An attacker sends a phishing email from ceo.yourdomain.com. Or accounting.yourdomain.com. Or secure-login.yourdomain.com. These subdomains do not exist in your DNS. You never created them. You have no SPF or DKIM records for them. And that is exactly the problem, because under the current DMARC specification (RFC 7489), a receiving server that encounters an email from a non-existent subdomain may not find a DMARC policy to apply to it.

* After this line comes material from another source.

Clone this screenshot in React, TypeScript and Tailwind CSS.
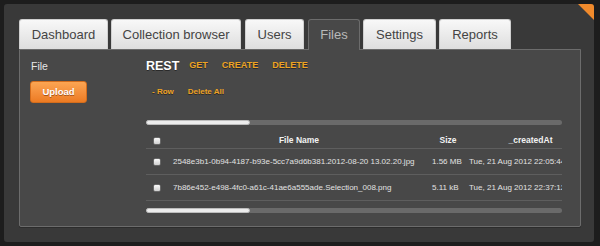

Academic researchers from the University of Grenoble and the University of Twente (PDF) demonstrated this vulnerability in their peer-reviewed research: “If there is no wildcard TXT record that covers non-existing subdomains and there is no DMARC policy specified for subdomains and the domain itself, then it is possible to send spoofed emails from non-existent subdomains.” Even domains with strong root-level DMARC enforcement can be vulnerable if they have not explicitly addressed subdomains.
This is the subdomain spoofing gap. It is a real vulnerability exploited in real attacks. And the IETF has designed a specific technical solution for it: the np= tag in DMARCbis (DMARC 2.0), the updated DMARC specification expected to be published as an official Proposed Standard in 2026.

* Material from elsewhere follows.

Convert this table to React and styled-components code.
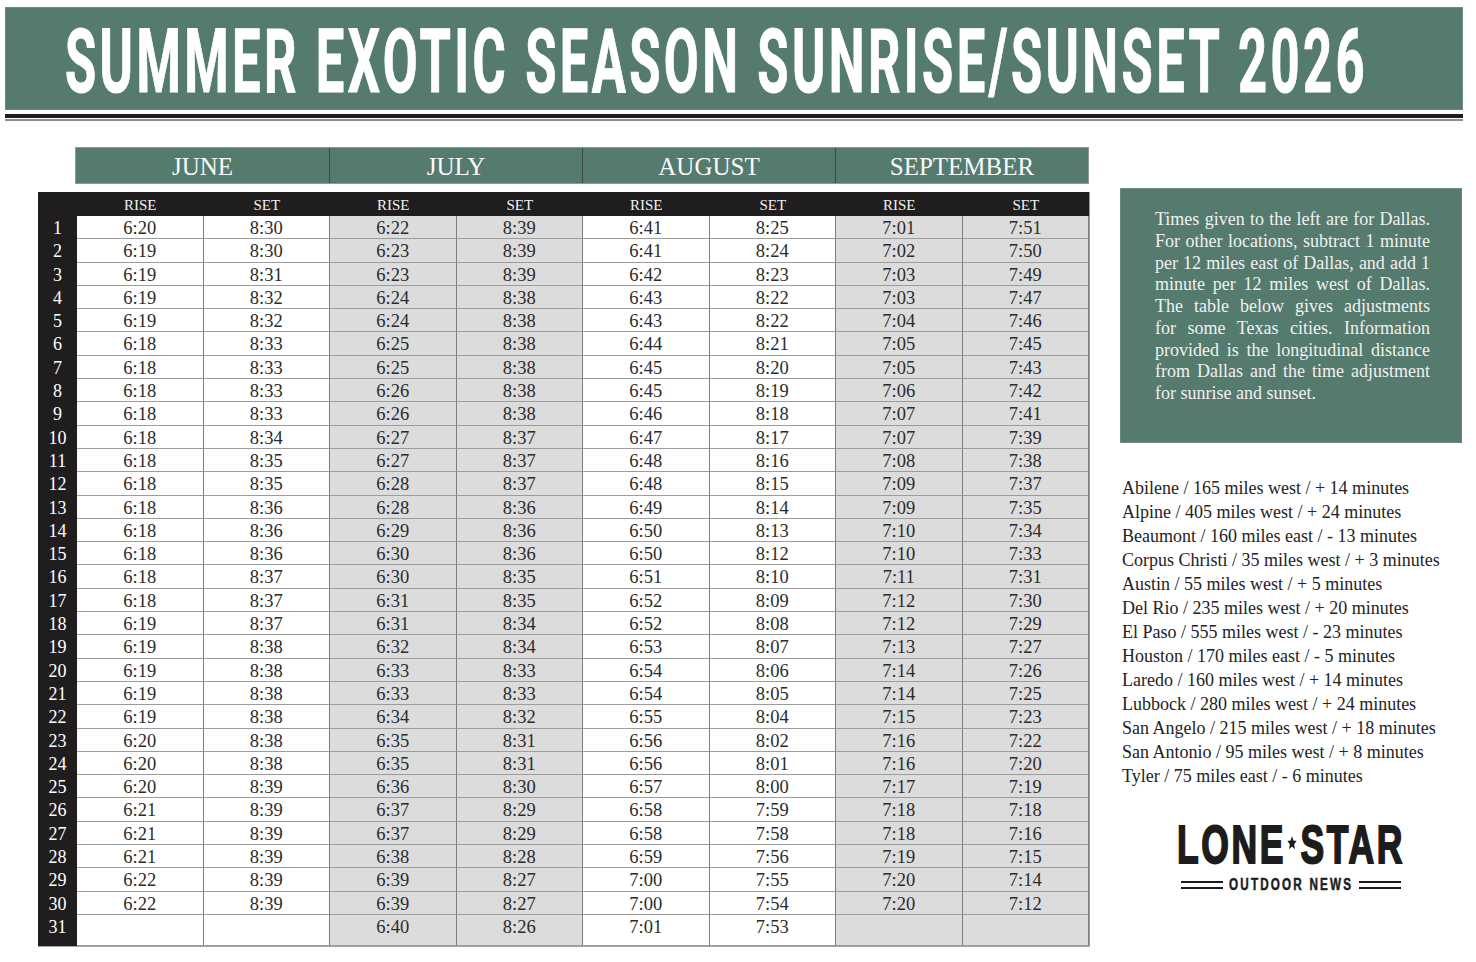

How Subdomain Spoofing Works: The Technical Gap
To understand why subdomain spoofing is possible, you need to understand how DMARC policy discovery works for subdomains under the current specification.
The Current DMARC Policy Discovery Process
When a receiving mail server gets an email claiming to be from hr.marketing.example.com, it performs a DNS lookup for _dmarc.hr.marketing.example.com. If no DMARC record is found there, it falls back to the organizational domain by looking up _dmarc.example.com. If that record has a p=reject policy, the policy applies. If it also has an sp= (subdomain policy) tag set to reject, that explicitly covers subdomains. But if the sp= tag is absent, the p= policy is used as the default for subdomains.
The problem arises in the details of implementation. As the USENIX Security 2021 research (PDF) on email sender spoofing demonstrates, there are inconsistencies among email service providers in how they handle subdomain policy fallback. Some providers correctly apply the parent domain’s p= or sp= policy to subdomain mail. Others do not, particularly when the subdomain does not exist in DNS and returns an NXDOMAIN response. These inconsistencies create a gap that attackers exploit.
Why Non-Existent Subdomains Are Especially Dangerous
Non-existent subdomains present a unique challenge. The Grenoble-Twente academic research (PDF) found that when a subdomain returns NXDOMAIN (it does not exist in DNS), certain receiving servers may not walk up the DNS tree to find the parent domain’s DMARC policy. Instead, they treat the absence of a record as no policy, effectively allowing the spoofed email through.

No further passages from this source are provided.